Mr. Rashwan affirmed that dealing with terrorism, the past and present waves alike, in security terms will lead to inevitable failure. He added that relying on the notion of emergency, being the main tool, highlights bigger confrontational failure. He noted that, following September 11th events, the United States, employed the Egyptian vision on fighting terrorism; laws similar to Egyptian laws in this respect were enacted, and the international law was violated by all possible means including unlawful arrests, occupation of countries, etc.

He pointed out that terrorist acts are increasing considerably all over the world after 2001, and that the failure of the United States administration to deal with the phenomenon resulted in widening the circle of terrorism worldwide.
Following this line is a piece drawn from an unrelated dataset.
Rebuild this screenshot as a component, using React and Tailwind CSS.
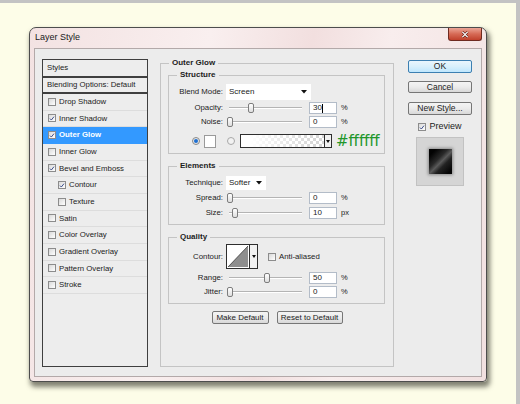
import React from 'react';

const styleRows = [
  { name: 'Drop Shadow' },
  { name: 'Inner Shadow', on: true },
  { name: 'Outer Glow', on: true, active: true },
  { name: 'Inner Glow' },
  { name: 'Bevel and Emboss', on: true },
  { name: 'Contour', on: true, sub: true },
  { name: 'Texture', sub: true },
  { name: 'Satin' },
  { name: 'Color Overlay' },
  { name: 'Gradient Overlay' },
  { name: 'Pattern Overlay' },
  { name: 'Stroke' },
];

function Check({ on }) {
  return (
    <span className="flex h-[8px] w-[8px] shrink-0 items-center justify-center border border-[#8c8c8c] bg-linear-to-br from-[#d9d9d9] to-white">
      {on && (
        <svg viewBox="0 0 8 8" className="h-[7px] w-[7px]">
          <path d="M1.3 4.1 L3.1 6 L6.7 1.5" fill="none" stroke="#3a4c8a" strokeWidth="1.3" />
        </svg>
      )}
    </span>
  );
}

function Arrow() {
  return (
    <svg viewBox="0 0 6 4" className="h-[4px] w-[6px]">
      <path d="M0 0 H6 L3 3.5 Z" fill="#111" />
    </svg>
  );
}

function Slider({ at }) {
  return (
    <div className="relative h-[12px] w-[80px]">
      <div className="absolute left-[3px] right-[4px] top-[5px] h-[2px] border-t border-b border-t-[#b4b4b4] border-b-white" />
      <div
        className="absolute top-[1px] h-[10px] w-[6px] rounded-[2px] border border-[#7d7d7d] bg-linear-to-b from-white to-[#dedede]"
        style={{ left: at }}
      />
    </div>
  );
}

function NumBox({ value, cursor }) {
  return (
    <div className="ml-[3px] flex h-[12px] w-[28px] items-center border border-[#b3bcc8] bg-white pl-[3px] text-[8px]">
      {value}
      {cursor && <span className="ml-[0.5px] h-[9px] w-px bg-black" />}
    </div>
  );
}

function Field({ label, children, className = '' }) {
  return (
    <div className={`flex items-center ${className}`}>
      <span className="w-[54px] shrink-0 text-right">{label}</span>
      <div className="ml-[3px] flex items-center">{children}</div>
    </div>
  );
}

function SliderRow({ label, at, value, unit, cursor, className }) {
  return (
    <Field label={label} className={`h-[12px] ${className}`}>
      <Slider at={at} />
      <NumBox value={value} cursor={cursor} />
      <span className="ml-[4px] text-[7.5px]">{unit}</span>
    </Field>
  );
}

function Group({ title, className = '', children }) {
  return (
    <fieldset className={`w-[217px] border border-[#c4c4c4] ${className}`}>
      <legend className="ml-[8px] px-[3px] text-[8px] font-bold leading-[10px] text-[#1c1c1c]">{title}</legend>
      {children}
    </fieldset>
  );
}

function GrayButton({ children, className = '' }) {
  return (
    <div className={`flex items-center justify-center rounded-[2px] border border-[#767676] bg-linear-to-b from-[#f4f4f4] via-[#ebebeb] to-[#d8d8d8] text-[8.5px] leading-none ${className}`}>
      {children}
    </div>
  );
}

export default function App() {
  return (
    <div className="h-[404px] w-[520px] overflow-hidden border-t-[3px] border-r-[4px] border-[#c3c3c3] bg-[#fdfde8] pl-[29px] pt-[24px] font-['Liberation_Sans',Arial,sans-serif] text-[7.8px] text-[#222]">
      <div className="flex h-[355px] w-[458px] flex-col rounded-t-[7px] rounded-b-[4px] border border-[#4d4d4d] bg-[linear-gradient(100deg,#f3e2e2_0%,#f9efef_35%,#f2dfdf_55%,#f8eded_70%,#f1e0e0_100%)] shadow-[2px_4px_5px_1px_rgba(30,30,20,0.55)]">
        <div className="flex h-[20px] items-start justify-between pl-[5px] pr-[4px]">
          <span className="mt-[3px] text-[9px] leading-[12px] text-[#1a1a1a]">Layer Style</span>
          <div className="flex h-[13px] w-[34px] items-center justify-center rounded-b-[3px] border border-t-0 border-[#6e2a20] bg-linear-to-b from-[#eba596] via-[#d66a55] to-[#c0402b]">
            <svg viewBox="0 0 9 8" className="h-[7px] w-[8px]">
              <path d="M1.5 1 L7.5 7 M7.5 1 L1.5 7" stroke="#5a1a12" strokeWidth="2.6" />
              <path d="M1.5 1 L7.5 7 M7.5 1 L1.5 7" stroke="#fff" strokeWidth="1.5" />
            </svg>
          </div>
        </div>

        <div className="mx-[4px] mb-[4px] flex flex-1 items-start border border-[#b3a9a9] bg-[#ececec] pl-[7px]">
          <div className="mt-[10px] h-[308px] w-[106px] shrink-0 border border-[#3f3f3f] bg-[#ededed]">
            <div className="flex h-[18px] items-center border-b-2 border-[#3f3f3f] pl-[4px]">Styles</div>
            <div className="flex h-[16px] items-center border-b-2 border-[#3f3f3f] pl-[4px]">Blending Options: Default</div>
            {styleRows.map((r) => (
              <div
                key={r.name}
                className={`flex h-[16.67px] items-center gap-[3px] border-b ${
                  r.active ? 'border-[#3399ff] bg-[#3399ff] font-bold text-white' : 'border-[#dddddd]'
                } ${r.sub ? 'pl-[15px]' : 'pl-[5px]'}`}
              >
                <Check on={r.on} />
                <span>{r.name}</span>
              </div>
            ))}
          </div>

          <fieldset className="ml-[12px] mt-[9px] h-[309px] w-[234px] shrink-0 border border-[#c4c4c4]">
            <legend className="ml-[8px] px-[3px] text-[8px] font-bold leading-[10px] text-[#1c1c1c]">Outer Glow</legend>
            <div className="pl-[7px]">
              <Group title="Structure" className="mt-[2px] h-[84px]">
                <Field label="Blend Mode:" className="mt-[4px] h-[16px]">
                  <div className="flex h-[16px] w-[85px] items-center justify-between bg-white pl-[3px] pr-[4px] text-[8px]">
                    <span>Screen</span>
                    <Arrow />
                  </div>
                </Field>
                <SliderRow label="Opacity:" at={22} value="30" unit="%" cursor className="mt-[2px]" />
                <SliderRow label="Noise:" at={1} value="0" unit="%" className="mt-[2px]" />
                <div className="mt-[6px] flex h-[14px] items-center pl-[23px]">
                  <span className="flex h-[8px] w-[8px] items-center justify-center rounded-full border border-[#8a8a8a] bg-[#e8e8e8]">
                    <span className="h-[4px] w-[4px] rounded-full bg-[#1f6fd0]" />
                  </span>
                  <span className="ml-[4px] h-[13px] w-[12px] border border-[#9a9a9a] bg-white" />
                  <span className="ml-[11px] h-[8px] w-[8px] rounded-full border border-[#a8a8a8] bg-[#f2f2f2]" />
                  <div className="ml-[5px] flex h-[14px] w-[92px] border border-[#2e2e2e]">
                    <div className="h-full flex-1 bg-[repeating-conic-gradient(#d6d6d6_0%_25%,#ffffff_0%_50%)] bg-[length:6px_6px]">
                      <div className="h-full w-full bg-linear-to-r from-white from-10% to-transparent to-90%" />
                    </div>
                    <div className="flex w-[7px] items-center justify-center border-l border-[#2e2e2e] bg-[#f2f2f2]">
                      <svg viewBox="0 0 4 3" className="h-[3px] w-[4px]">
                        <path d="M0 0 H4 L2 3 Z" fill="#111" />
                      </svg>
                    </div>
                  </div>
                  <span className="ml-[4px] font-['DejaVu_Sans',sans-serif] text-[15px] leading-none text-[#21962a]">#ffffff</span>
                </div>
              </Group>

              <Group title="Elements" className="mt-[7px] h-[64px]">
                <Field label="Technique:" className="mt-[5px] h-[14px]">
                  <div className="flex h-[14px] w-[40px] items-center justify-between bg-white pl-[3px] pr-[4px] text-[8px]">
                    <span>Softer</span>
                    <Arrow />
                  </div>
                </Field>
                <SliderRow label="Spread:" at={1} value="0" unit="%" className="mt-[2px]" />
                <SliderRow label="Size:" at={6} value="10" unit="px" className="mt-[3px]" />
              </Group>

              <Group title="Quality" className="mt-[7px] h-[72px]">
                <Field label="Contour:" className="mt-[2px] h-[25px]">
                  <div className="flex h-[25px] w-[32px] border border-[#2e2e2e] bg-white">
                    <svg viewBox="0 0 22 23" className="h-[23px] w-[22px]">
                      <path d="M1 22 L21 1 L21 22 Z" fill="#8e8e8e" />
                      <path d="M1 22 L21 1" stroke="#3a3a3a" strokeWidth="0.8" />
                    </svg>
                    <div className="flex w-[8px] items-center justify-center border-l border-[#2e2e2e] bg-[#f2f2f2]">
                      <svg viewBox="0 0 4 3" className="h-[3px] w-[4px]">
                        <path d="M0 0 H4 L2 3 Z" fill="#111" />
                      </svg>
                    </div>
                  </div>
                  <div className="ml-[10px] flex items-center gap-[3px]">
                    <Check />
                    <span>Anti-aliased</span>
                  </div>
                </Field>
                <SliderRow label="Range:" at={38} value="50" unit="%" className="mt-[3px]" />
                <SliderRow label="Jitter:" at={1} value="0" unit="%" className="mt-[2px]" />
              </Group>
            </div>
            <div className="mt-[7px] flex justify-center gap-[8px]">
              <GrayButton className="h-[13px] w-[57px] text-[8px]">Make Default</GrayButton>
              <GrayButton className="h-[13px] w-[66px] text-[8px]">Reset to Default</GrayButton>
            </div>
          </fieldset>

          <div className="ml-[14px] mt-[11px] flex w-[64px] shrink-0 flex-col items-center">
            <div className="flex h-[13px] w-full items-center justify-center rounded-[2px] border border-[#3c7fb1] bg-linear-to-b from-[#eaf6fd] via-[#d9f0fc] to-[#bee6fd] text-[8.5px] leading-none">
              OK
            </div>
            <GrayButton className="mt-[8px] h-[12px] w-full">Cancel</GrayButton>
            <GrayButton className="mt-[9px] h-[13px] w-full">New Style...</GrayButton>
            <div className="mt-[7px] flex h-[10px] items-center gap-[3px] text-[9px]">
              <Check on />
              <span>Preview</span>
            </div>
            <div className="mt-[5px] flex h-[49px] w-[48px] items-center justify-center border border-[#c2c2c2] bg-[#d5d5d5]">
              <div className="h-[25px] w-[23px] bg-[linear-gradient(135deg,#030303_15%,#2a2a2a_40%,#5a5a5a_52%,#222_65%,#050505_90%)] shadow-[0_0_3px_1px_#8a8a8a]" />
            </div>
          </div>
        </div>
      </div>
    </div>
  );
}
Proceeding to the intention of the National Democratic Party –NDP- to pass a law on terrorism, Mr. Rashwan explained that this reflects an endeavor to constitutionalize the State of Emergency through that draft law. It would imply declaring a constitutional amendment matching the emergency law and rendering the articles on public freedoms un-actable, particularly Article 4 on personal freedoms, as well as Articles 42 and 71. This indeed could be described as a radical constitutional coup in the pipeline, that would tolerate the state of emergency and change exceptional laws into constitutional provisions. Mr. Rashwan argued that this would mean that we are moving absolutely against reform, adding that the coup’s engineers are the so-called NDP “reformists”, whom he described as maimed clones of their party predecessors.